On day three this is how it went:
After an early breakfast we will head towards the highlands to Kabale (3 hours), then onwards another 4 hour journey offers excellent views including mountain lakes and the triangular peaks of the Virunga Volcanoes of Rwanda and the Congo. The road then climbs up towards Nkuringo, which looks down onto Bwindi Impenetrable National Park, home of the mountain gorilla.
We will stay in the Nkuringo Village prior to tomorrow’s gorilla trek in the park.
This rainforest is said to be 25.000 years old, making it one of Africa’s most biodiverse habitat. The altitude of this mountain park ranges from 1200 – 2600 meters. Five rivers and a high annual rainfall make it rather humid. Besides its mayor attraction, the mountain gorillas (gorilla gorilla berengeri) the National Park is also home to an amazing 120 mammal species, 350 species of birds, 202 species of butterflies and over 200 species of trees.
It is believed that about 350 gorillas remain in several stable groups in the park.
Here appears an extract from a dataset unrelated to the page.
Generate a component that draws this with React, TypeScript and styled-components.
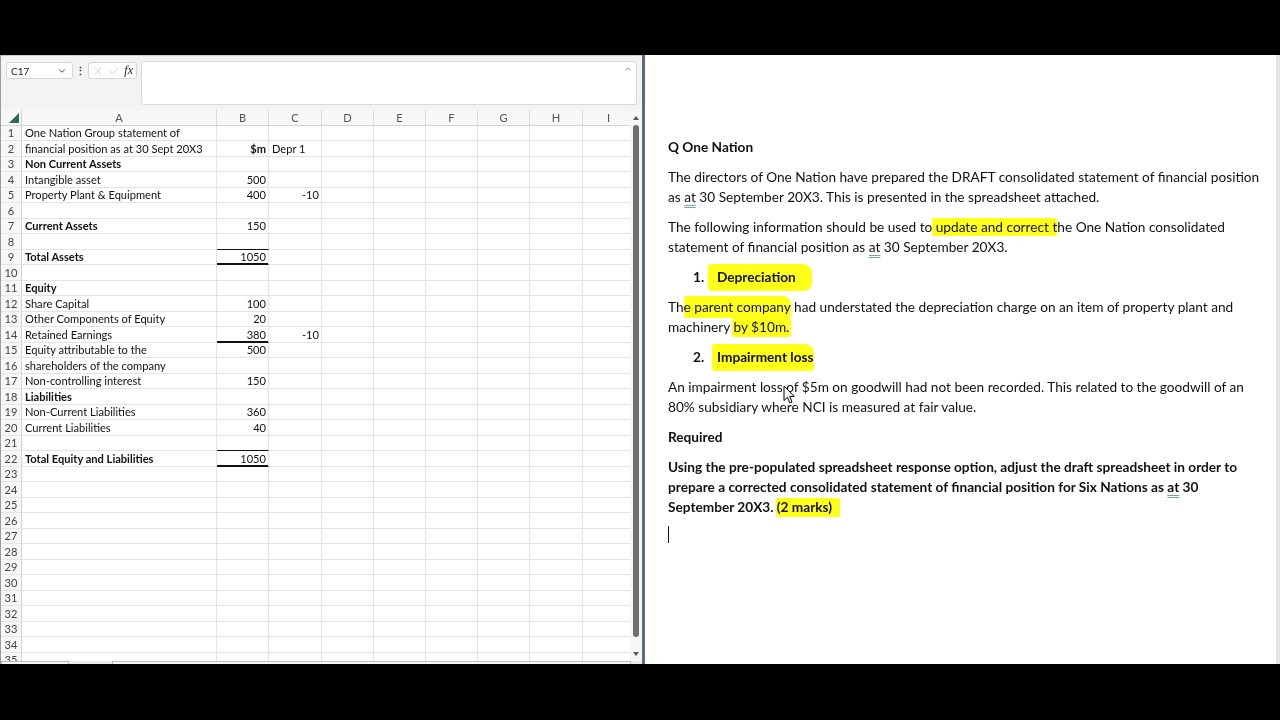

The great protection over the last years has lead to a steady increase of the population. Although best know for its mountain gorillas, Bwindi Impenetrable Forest also attracts spectacular birds. There are 23 of the 24 Albertine rift endemics including the African green broadbill, bar tailed trogan and other beautiful forest species.
Clouds Mountain Gorilla Lodge high up on Nteko Ridge, on the edge of the Bwindi Impenetrable Forest National Park, the views are breathtaking, In the shadow of three volcanoes, looking down into the thick treetop canopy of Bwindi and beyond to the golden grasses of the Western Rift Valley. 8 Stone cottages with fireplaces, soft armchairs, warm duvets, excellent meals made from local produce, good wine, a lush botanical garden, a cosy library and sheltered verandas with views to the volcanoes. Clouds, with the ultimate goal of protecting the natural habitat of the mountain gorilla, will also directly benefit the community of Nkuringo who also have a significant stake in the venture.
Up relatively early for a hearty breakfast to give you the energy needed for your gorilla trek. Before 8 am report to the ranger station for registration and a talk by one of the rangers; the guides will then take you through the bush pushing your way through the undergrowth, parting thick creepers, to track the gorillas. The trek can take from half an hour to 7 hours – a reasonable degree of fitness is required as well as a sturdy pair of walking shoes.
Once you are close to the group the guides will ask you to leave behind your bags as no food items should be carried close to the gorillas. Just take your cameras with you as you are about to meet the gentle giants! Sit in the forest amongst the gorillas, listening to them grumble to each other and marvel at the sheer size of the dominant male; the silverback. It is an extraordinary feeling sitting in the dense rainforest knowing you are with a few of the last remaining mountain gorillas – sadly enough there are only about 650 of these beautiful creatures left. You are allowed exactly one hour with the gorillas before returning to the base station.
Please note: please listen to the instructions of the local rangers at all times. It is forbidden to approach the gorillas closer than 5 meters, to feed them or to use flash photography. Likewise for your and their safety! You will be accompanied by armed guards which guarantee your safety in an area where wild buffaloes are sighted. While walking, please feel free to ask guides to slow down if they are going too fast and if you need a rest. There is the additional option to hire porters on site.
The Uganda Wildlife Authority does not allow a trekking when you are sick as gorillas are very susceptible of human diseases. Should you feel sick the day of the trek we urgently advise you to abide this rule. In order to receive a 50% refund of the permit cost you MUST get a doctor’s report that day (please ask your guide to arrange this for you).
We must also stress that, while you have a very good chance of seeing gorillas, success is NOT guaranteed. They are wild creatures with no fixed routine and finding them requires the skills and experience of your tracker sand guides, as well as luck. The trackers and guides have helped to habituate the gorilla groups and know them intimately. They will take you to the area where they left the gorillas the day before. Before leaving they may be able to suggest how long the hike might be.
If you are back in time the afternoon you can take a guided walk and experience the local community in the Ntungamo village. The people of Nteko are largely self sufficient. The community experience discovers how they rely on local producers to provide commodities such as medicine, tools, soap, beer, baskets and food.